A romance that could have used significant rethinking.

Childhood friends, almost-sweethearts, a misunderstanding, and a funeral.

Blair Lang and Declan Renshaw were best friends who went on one date before a disagreement and an accident sent them in different directions after high school. Now Blair is back from college to be with her great-aunt Lottie, who’s dying, and to support her single mother in small-town Seabrook, California. Finding a job at a coffee shop puts her in the path of her former boyfriend, since he turns out to be its owner. Can the two get past their mistakes? The novel uses the popular second-chance romance trope, but Pham fails to energize it through interesting characters. Blair’s grief over her great-aunt’s death and her plan to help her mother are overshadowed by internal monologues about her feelings, the way her friends aren’t paying attention to her, and the novel she plans to write. Declan’s distinguishing characteristic, besides being a former high school quarterback, is his skill at building birdhouses.

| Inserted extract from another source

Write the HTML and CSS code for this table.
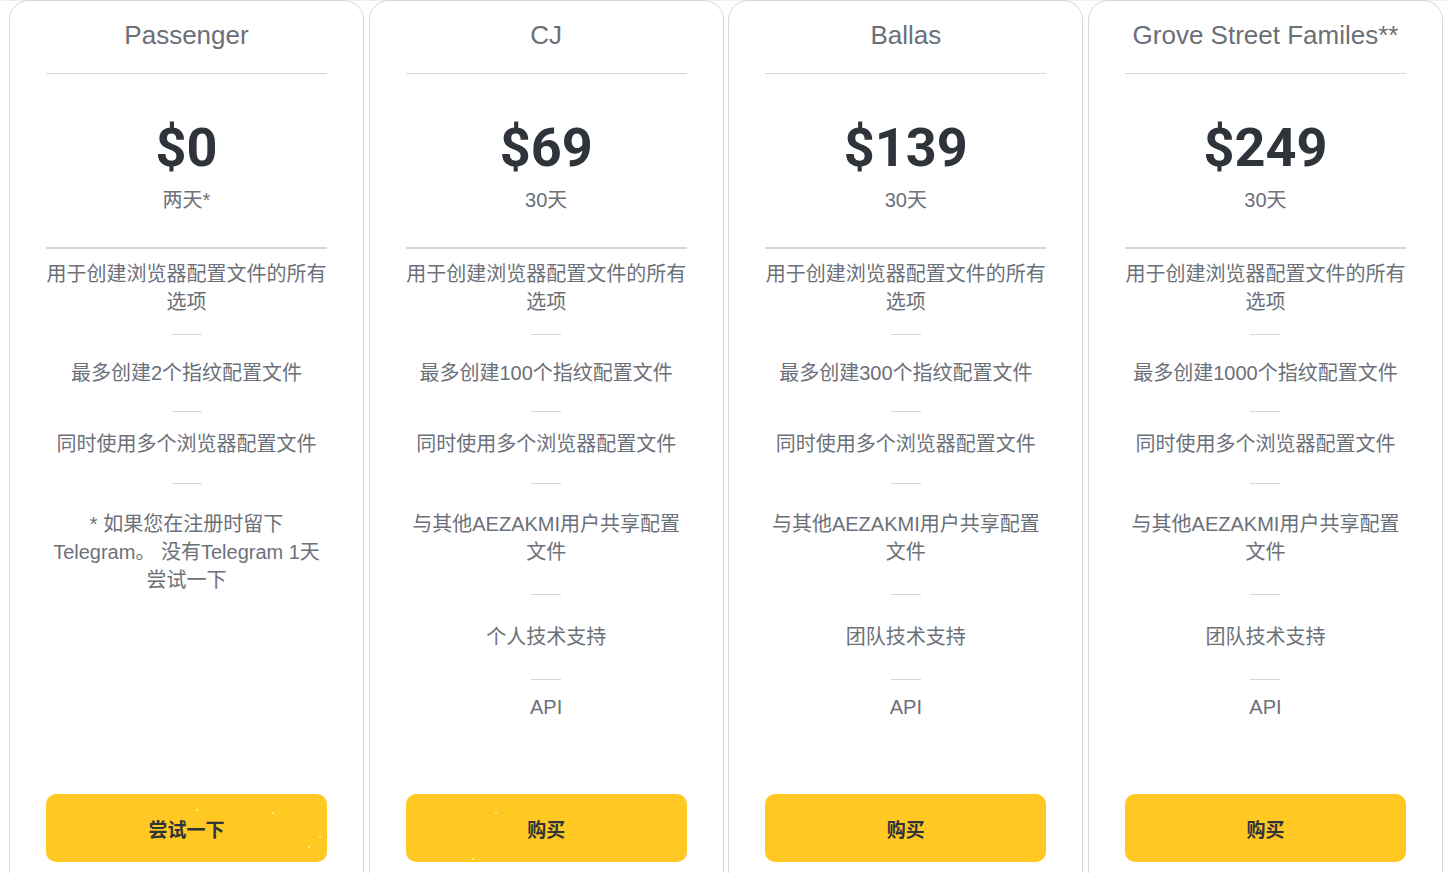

Unsurprisingly, the couple doesn’t have much chemistry; when they embrace, their “bodies meld like…memory foam.” The wooden characters, unusual word choices (“conglomerate of pedestrians,” “litany of plants”), and odd turns of phrase (“tension melting from his eyebrows like butter melting in a warm pan”) are almost enough to obscure the lack of plot development. What passes for stakes is easily defused when Blair comes into an inheritance that saves her from working as a consultant at Ernst & Young in New York—so she can write a romance novel.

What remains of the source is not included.